Exercise directions: Pick out the lines containing "component".

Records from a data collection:
--- begin ---
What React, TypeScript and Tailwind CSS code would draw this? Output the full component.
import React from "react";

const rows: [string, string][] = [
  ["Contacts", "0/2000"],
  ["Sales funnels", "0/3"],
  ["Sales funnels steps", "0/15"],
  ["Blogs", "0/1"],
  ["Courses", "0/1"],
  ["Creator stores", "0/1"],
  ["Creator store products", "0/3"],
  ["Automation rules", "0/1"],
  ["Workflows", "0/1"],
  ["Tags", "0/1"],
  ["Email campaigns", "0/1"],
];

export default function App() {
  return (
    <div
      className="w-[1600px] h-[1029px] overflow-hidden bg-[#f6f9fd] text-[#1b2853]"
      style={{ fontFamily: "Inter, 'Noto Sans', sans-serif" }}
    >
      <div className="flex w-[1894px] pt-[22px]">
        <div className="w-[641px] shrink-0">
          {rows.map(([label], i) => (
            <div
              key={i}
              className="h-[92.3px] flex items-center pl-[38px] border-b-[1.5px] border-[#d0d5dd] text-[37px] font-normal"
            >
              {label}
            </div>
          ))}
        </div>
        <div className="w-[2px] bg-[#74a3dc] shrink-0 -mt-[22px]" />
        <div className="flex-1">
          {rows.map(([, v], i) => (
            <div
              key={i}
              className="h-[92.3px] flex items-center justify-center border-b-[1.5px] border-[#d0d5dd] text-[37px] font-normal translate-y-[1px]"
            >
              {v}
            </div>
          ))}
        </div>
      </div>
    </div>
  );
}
--- end ---
--- begin ---
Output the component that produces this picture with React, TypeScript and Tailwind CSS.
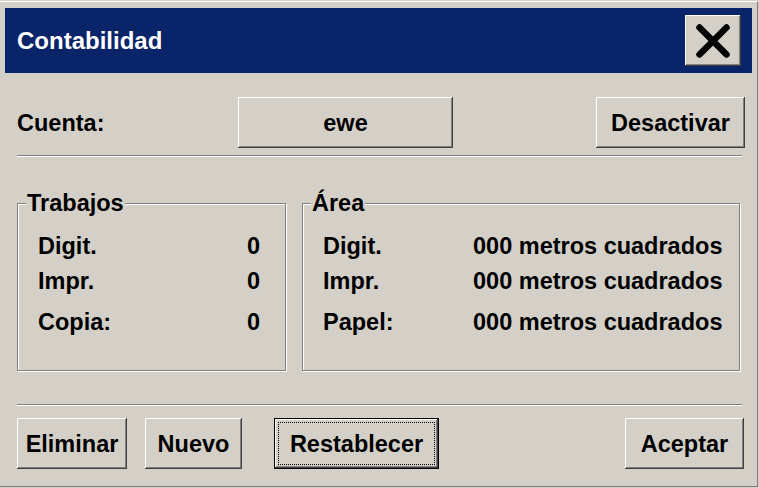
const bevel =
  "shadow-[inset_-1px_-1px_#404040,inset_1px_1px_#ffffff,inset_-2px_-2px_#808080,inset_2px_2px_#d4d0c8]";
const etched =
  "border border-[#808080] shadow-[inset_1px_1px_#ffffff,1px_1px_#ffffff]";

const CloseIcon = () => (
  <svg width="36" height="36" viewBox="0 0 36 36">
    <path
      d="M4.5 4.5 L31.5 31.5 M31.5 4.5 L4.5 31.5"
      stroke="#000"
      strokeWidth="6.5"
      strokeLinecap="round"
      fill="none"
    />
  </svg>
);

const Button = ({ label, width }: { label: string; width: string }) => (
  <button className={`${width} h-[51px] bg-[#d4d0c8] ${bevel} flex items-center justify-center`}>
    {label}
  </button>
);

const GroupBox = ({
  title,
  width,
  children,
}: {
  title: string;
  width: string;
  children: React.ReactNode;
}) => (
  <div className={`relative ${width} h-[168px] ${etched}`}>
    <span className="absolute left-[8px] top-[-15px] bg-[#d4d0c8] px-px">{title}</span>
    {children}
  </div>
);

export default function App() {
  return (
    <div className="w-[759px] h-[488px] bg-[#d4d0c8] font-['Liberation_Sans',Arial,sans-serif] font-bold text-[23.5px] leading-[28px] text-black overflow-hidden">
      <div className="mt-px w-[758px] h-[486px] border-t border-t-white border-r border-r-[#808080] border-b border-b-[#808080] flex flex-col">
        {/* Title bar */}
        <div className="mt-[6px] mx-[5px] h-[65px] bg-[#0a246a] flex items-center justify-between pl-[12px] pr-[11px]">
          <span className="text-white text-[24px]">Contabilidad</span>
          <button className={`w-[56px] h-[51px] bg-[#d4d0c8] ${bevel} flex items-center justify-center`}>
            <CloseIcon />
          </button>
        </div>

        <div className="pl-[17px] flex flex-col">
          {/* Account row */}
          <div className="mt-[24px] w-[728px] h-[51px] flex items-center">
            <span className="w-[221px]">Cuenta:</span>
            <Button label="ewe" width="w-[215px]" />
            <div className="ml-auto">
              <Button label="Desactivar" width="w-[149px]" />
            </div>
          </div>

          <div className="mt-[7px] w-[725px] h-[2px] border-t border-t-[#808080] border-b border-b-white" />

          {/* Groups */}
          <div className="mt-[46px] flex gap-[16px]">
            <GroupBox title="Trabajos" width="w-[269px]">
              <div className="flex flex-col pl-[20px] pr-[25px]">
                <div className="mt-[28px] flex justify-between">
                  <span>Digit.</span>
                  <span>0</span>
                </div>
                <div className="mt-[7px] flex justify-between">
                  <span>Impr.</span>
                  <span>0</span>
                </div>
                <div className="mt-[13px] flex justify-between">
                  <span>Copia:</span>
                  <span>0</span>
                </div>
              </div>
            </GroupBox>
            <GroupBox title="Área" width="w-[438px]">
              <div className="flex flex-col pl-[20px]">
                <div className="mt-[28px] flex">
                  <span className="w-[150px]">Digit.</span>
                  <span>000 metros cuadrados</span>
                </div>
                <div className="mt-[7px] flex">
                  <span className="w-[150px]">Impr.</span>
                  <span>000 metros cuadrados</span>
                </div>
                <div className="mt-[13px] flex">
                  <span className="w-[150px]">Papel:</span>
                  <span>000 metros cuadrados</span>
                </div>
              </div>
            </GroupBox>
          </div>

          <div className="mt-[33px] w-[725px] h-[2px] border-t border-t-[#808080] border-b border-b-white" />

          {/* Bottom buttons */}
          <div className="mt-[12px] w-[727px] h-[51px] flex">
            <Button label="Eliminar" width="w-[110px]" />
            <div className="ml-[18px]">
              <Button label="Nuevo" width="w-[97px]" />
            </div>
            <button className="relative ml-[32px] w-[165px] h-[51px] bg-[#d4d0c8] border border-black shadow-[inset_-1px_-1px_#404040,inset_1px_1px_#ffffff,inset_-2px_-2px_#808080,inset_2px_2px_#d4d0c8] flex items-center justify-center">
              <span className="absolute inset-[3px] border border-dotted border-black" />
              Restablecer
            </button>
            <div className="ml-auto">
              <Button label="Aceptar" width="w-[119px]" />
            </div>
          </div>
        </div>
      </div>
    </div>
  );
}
--- end ---
Completed task:
What React, TypeScript and Tailwind CSS code would draw this? Output the full component.
Output the component that produces this picture with React, TypeScript and Tailwind CSS.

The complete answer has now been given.